**PROBLEM REQUIREMENTS:**
In your copy, include every line of the listing below exactly but none of the pictures.
—————
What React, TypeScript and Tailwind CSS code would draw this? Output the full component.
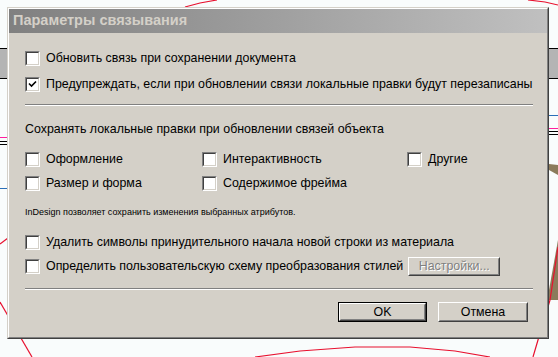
import type { ReactNode } from "react";

const font = "font-['Liberation_Sans',Arial,sans-serif]";

function Checkbox({ checked = false }: { checked?: boolean }) {
  return (
    <span className="flex size-[15px] shrink-0 border border-t-[#808080] border-l-[#808080] border-b-white border-r-white">
      <span className="flex flex-1 items-center justify-center border border-t-[#404040] border-l-[#404040] border-b-[#d4d0c8] border-r-[#d4d0c8] bg-white">
        {checked && (
          <svg width="9" height="9" viewBox="0 0 9 9">
            <path d="M1 3.5 L3.5 6 L8 1.5" stroke="#000" strokeWidth="1.6" fill="none" />
          </svg>
        )}
      </span>
    </span>
  );
}

function Option({ label, checked, className }: { label: string; checked?: boolean; className?: string }) {
  return (
    <label className={`flex h-[15px] items-center gap-[6px] whitespace-nowrap ${className ?? ""}`}>
      <Checkbox checked={checked} />
      <span className="leading-[15px]">{label}</span>
    </label>
  );
}

function Separator({ className }: { className?: string }) {
  return <div className={`h-[2px] border-t border-t-[#808080] border-b border-b-white ${className ?? ""}`} />;
}

function WinButton({ children, isDefault, disabled, className }: { children: ReactNode; isDefault?: boolean; disabled?: boolean; className?: string }) {
  return (
    <button type="button" className={`flex shrink-0 ${isDefault ? "border border-black" : ""} ${className ?? ""}`}>
      <span className="flex flex-1 border border-t-white border-l-white border-b-[#404040] border-r-[#404040]">
        <span className="flex flex-1 items-center justify-center border border-t-[#d4d0c8] border-l-[#d4d0c8] border-b-[#808080] border-r-[#808080] bg-[#d4d0c8]">
          {disabled ? (
            <span className="text-[#808080] [text-shadow:1px_1px_0_#fff]">{children}</span>
          ) : (
            <span className="text-black">{children}</span>
          )}
        </span>
      </span>
    </button>
  );
}

function Backdrop() {
  return (
    <svg className="absolute inset-0" width="558" height="357" viewBox="0 0 558 357">
      <rect width="558" height="357" fill="#f9fcfc" />
      <rect x="0" y="48" width="8" height="30" fill="#b4b4b4" />
      <rect x="549" y="48" width="9" height="30" fill="#b4b4b4" />
      <line x1="0" y1="48.5" x2="8" y2="48.5" stroke="#000" />
      <line x1="0" y1="78.5" x2="8" y2="78.5" stroke="#000" />
      <line x1="549" y1="48.5" x2="558" y2="48.5" stroke="#000" />
      <line x1="549" y1="78.5" x2="558" y2="78.5" stroke="#000" />
      <line x1="0" y1="137.5" x2="8" y2="137.5" stroke="#ff1e9e" />
      <line x1="0" y1="141.5" x2="8" y2="141.5" stroke="#000" />
      <line x1="0" y1="144.5" x2="8" y2="144.5" stroke="#000" />
      <line x1="0" y1="188.5" x2="8" y2="188.5" stroke="#2a6fb8" />
      <line x1="549" y1="115.5" x2="558" y2="115.5" stroke="#2a6fb8" />
      <line x1="549" y1="128.5" x2="558" y2="128.5" stroke="#ff1e9e" />
      <line x1="549" y1="131.5" x2="558" y2="131.5" stroke="#000" />
      <line x1="549" y1="134.5" x2="558" y2="134.5" stroke="#000" />
      <polygon points="549,164 558,165 558,175 549,170" fill="#8b7b5b" />
      <polygon points="558,240 558,300 549,300 549,290" fill="#8b7b5b" />
      <g stroke="#e8102e" strokeWidth="1.2" fill="none">
        <polyline points="185,7 200,3 217,0" />
        <polyline points="528,0 545,2 558,5" />
        <line x1="0" y1="244" x2="8" y2="238" />
        <polyline points="0,302 32,357" />
        <polyline points="558,247 550,300 538,340 533,357" />
        <polyline points="255,357 300,351 355,347 410,347 455,351 490,357" />
      </g>
    </svg>
  );
}

export default function App() {
  return (
    <div className={`relative h-[357px] w-[558px] overflow-hidden text-[12.4px] text-black ${font}`}>
      <Backdrop />
      <div className="relative pl-[7px] pt-[7px]">
        <div className="flex h-[332px] w-[542px] border border-t-[#d4d0c8] border-l-[#d4d0c8] border-b-[#404040] border-r-[#404040]">
          <div className="flex min-w-0 flex-1 flex-col border border-t-white border-l-white border-b-[#808080] border-r-[#808080] bg-[#d4d0c8]">
            <div className="flex h-[24px] items-center bg-gradient-to-r from-[#808080] to-[#c0c0c0] pl-[4px] text-[14.5px] font-bold text-[#d4d0c8]">
              Параметры связывания
            </div>

            <div className="flex flex-1 flex-col pl-[16px] pr-[14px]">
              <Option className="mt-[18px]" label="Обновить связь при сохранении документа" />
              <Option className="mt-[11px]" checked label="Предупреждать, если при обновлении связи локальные правки будут перезаписаны" />
              <Separator className="mt-[12px]" />

              <div className="mt-[16px] h-[15px] leading-[15px]">Сохранять локальные правки при обновлении связей объекта</div>

              <div className="mt-[15px] flex">
                <Option className="w-[177px]" label="Оформление" />
                <Option className="w-[205px]" label="Интерактивность" />
                <Option label="Другие" />
              </div>
              <div className="mt-[9px] flex">
                <Option className="w-[177px]" label="Размер и форма" />
                <Option label="Содержимое фрейма" />
              </div>

              <div className="mt-[15px] h-[13px] text-[9px] leading-[13px]">InDesign позволяет сохранить изменения выбранных атрибутов.</div>

              <Option className="mt-[16px]" label="Удалить символы принудительного начала новой строки из материала" />
              <div className="mt-[9px] flex h-[15px] items-center gap-[5px]">
                <Option label="Определить пользовательскую схему преобразования стилей" />
                <WinButton disabled className="h-[19px] w-[92px]">Настройки...</WinButton>
              </div>

              <Separator className="mt-[14px]" />

              <div className="mt-[12px] flex justify-end gap-[11px] pr-[5px]">
                <WinButton isDefault className="h-[20px] w-[89px]">OK</WinButton>
                <WinButton className="h-[20px] w-[90px]">Отмена</WinButton>
              </div>
            </div>
          </div>
        </div>
      </div>
    </div>
  );
}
—————
**ANSWER TO THE TASK:**
What React, TypeScript and Tailwind CSS code would draw this? Output the full component.
import type { ReactNode } from "react";

const font = "font-['Liberation_Sans',Arial,sans-serif]";

function Checkbox({ checked = false }: { checked?: boolean }) {
  return (
    <span className="flex size-[15px] shrink-0 border border-t-[#808080] border-l-[#808080] border-b-white border-r-white">
      <span className="flex flex-1 items-center justify-center border border-t-[#404040] border-l-[#404040] border-b-[#d4d0c8] border-r-[#d4d0c8] bg-white">
        {checked && (
          <svg width="9" height="9" viewBox="0 0 9 9">
            <path d="M1 3.5 L3.5 6 L8 1.5" stroke="#000" strokeWidth="1.6" fill="none" />
          </svg>
        )}
      </span>
    </span>
  );
}

function Option({ label, checked, className }: { label: string; checked?: boolean; className?: string }) {
  return (
    <label className={`flex h-[15px] items-center gap-[6px] whitespace-nowrap ${className ?? ""}`}>
      <Checkbox checked={checked} />
      <span className="leading-[15px]">{label}</span>
    </label>
  );
}

function Separator({ className }: { className?: string }) {
  return <div className={`h-[2px] border-t border-t-[#808080] border-b border-b-white ${className ?? ""}`} />;
}

function WinButton({ children, isDefault, disabled, className }: { children: ReactNode; isDefault?: boolean; disabled?: boolean; className?: string }) {
  return (
    <button type="button" className={`flex shrink-0 ${isDefault ? "border border-black" : ""} ${className ?? ""}`}>
      <span className="flex flex-1 border border-t-white border-l-white border-b-[#404040] border-r-[#404040]">
        <span className="flex flex-1 items-center justify-center border border-t-[#d4d0c8] border-l-[#d4d0c8] border-b-[#808080] border-r-[#808080] bg-[#d4d0c8]">
          {disabled ? (
            <span className="text-[#808080] [text-shadow:1px_1px_0_#fff]">{children}</span>
          ) : (
            <span className="text-black">{children}</span>
          )}
        </span>
      </span>
    </button>
  );
}

function Backdrop() {
  return (
    <svg className="absolute inset-0" width="558" height="357" viewBox="0 0 558 357">
      <rect width="558" height="357" fill="#f9fcfc" />
      <rect x="0" y="48" width="8" height="30" fill="#b4b4b4" />
      <rect x="549" y="48" width="9" height="30" fill="#b4b4b4" />
      <line x1="0" y1="48.5" x2="8" y2="48.5" stroke="#000" />
      <line x1="0" y1="78.5" x2="8" y2="78.5" stroke="#000" />
      <line x1="549" y1="48.5" x2="558" y2="48.5" stroke="#000" />
      <line x1="549" y1="78.5" x2="558" y2="78.5" stroke="#000" />
      <line x1="0" y1="137.5" x2="8" y2="137.5" stroke="#ff1e9e" />
      <line x1="0" y1="141.5" x2="8" y2="141.5" stroke="#000" />
      <line x1="0" y1="144.5" x2="8" y2="144.5" stroke="#000" />
      <line x1="0" y1="188.5" x2="8" y2="188.5" stroke="#2a6fb8" />
      <line x1="549" y1="115.5" x2="558" y2="115.5" stroke="#2a6fb8" />
      <line x1="549" y1="128.5" x2="558" y2="128.5" stroke="#ff1e9e" />
      <line x1="549" y1="131.5" x2="558" y2="131.5" stroke="#000" />
      <line x1="549" y1="134.5" x2="558" y2="134.5" stroke="#000" />
      <polygon points="549,164 558,165 558,175 549,170" fill="#8b7b5b" />
      <polygon points="558,240 558,300 549,300 549,290" fill="#8b7b5b" />
      <g stroke="#e8102e" strokeWidth="1.2" fill="none">
        <polyline points="185,7 200,3 217,0" />
        <polyline points="528,0 545,2 558,5" />
        <line x1="0" y1="244" x2="8" y2="238" />
        <polyline points="0,302 32,357" />
        <polyline points="558,247 550,300 538,340 533,357" />
        <polyline points="255,357 300,351 355,347 410,347 455,351 490,357" />
      </g>
    </svg>
  );
}

export default function App() {
  return (
    <div className={`relative h-[357px] w-[558px] overflow-hidden text-[12.4px] text-black ${font}`}>
      <Backdrop />
      <div className="relative pl-[7px] pt-[7px]">
        <div className="flex h-[332px] w-[542px] border border-t-[#d4d0c8] border-l-[#d4d0c8] border-b-[#404040] border-r-[#404040]">
          <div className="flex min-w-0 flex-1 flex-col border border-t-white border-l-white border-b-[#808080] border-r-[#808080] bg-[#d4d0c8]">
            <div className="flex h-[24px] items-center bg-gradient-to-r from-[#808080] to-[#c0c0c0] pl-[4px] text-[14.5px] font-bold text-[#d4d0c8]">
              Параметры связывания
            </div>

            <div className="flex flex-1 flex-col pl-[16px] pr-[14px]">
              <Option className="mt-[18px]" label="Обновить связь при сохранении документа" />
              <Option className="mt-[11px]" checked label="Предупреждать, если при обновлении связи локальные правки будут перезаписаны" />
              <Separator className="mt-[12px]" />

              <div className="mt-[16px] h-[15px] leading-[15px]">Сохранять локальные правки при обновлении связей объекта</div>

              <div className="mt-[15px] flex">
                <Option className="w-[177px]" label="Оформление" />
                <Option className="w-[205px]" label="Интерактивность" />
                <Option label="Другие" />
              </div>
              <div className="mt-[9px] flex">
                <Option className="w-[177px]" label="Размер и форма" />
                <Option label="Содержимое фрейма" />
              </div>

              <div className="mt-[15px] h-[13px] text-[9px] leading-[13px]">InDesign позволяет сохранить изменения выбранных атрибутов.</div>

              <Option className="mt-[16px]" label="Удалить символы принудительного начала новой строки из материала" />
              <div className="mt-[9px] flex h-[15px] items-center gap-[5px]">
                <Option label="Определить пользовательскую схему преобразования стилей" />
                <WinButton disabled className="h-[19px] w-[92px]">Настройки...</WinButton>
              </div>

              <Separator className="mt-[14px]" />

              <div className="mt-[12px] flex justify-end gap-[11px] pr-[5px]">
                <WinButton isDefault className="h-[20px] w-[89px]">OK</WinButton>
                <WinButton className="h-[20px] w-[90px]">Отмена</WinButton>
              </div>
            </div>
          </div>
        </div>
      </div>
    </div>
  );
}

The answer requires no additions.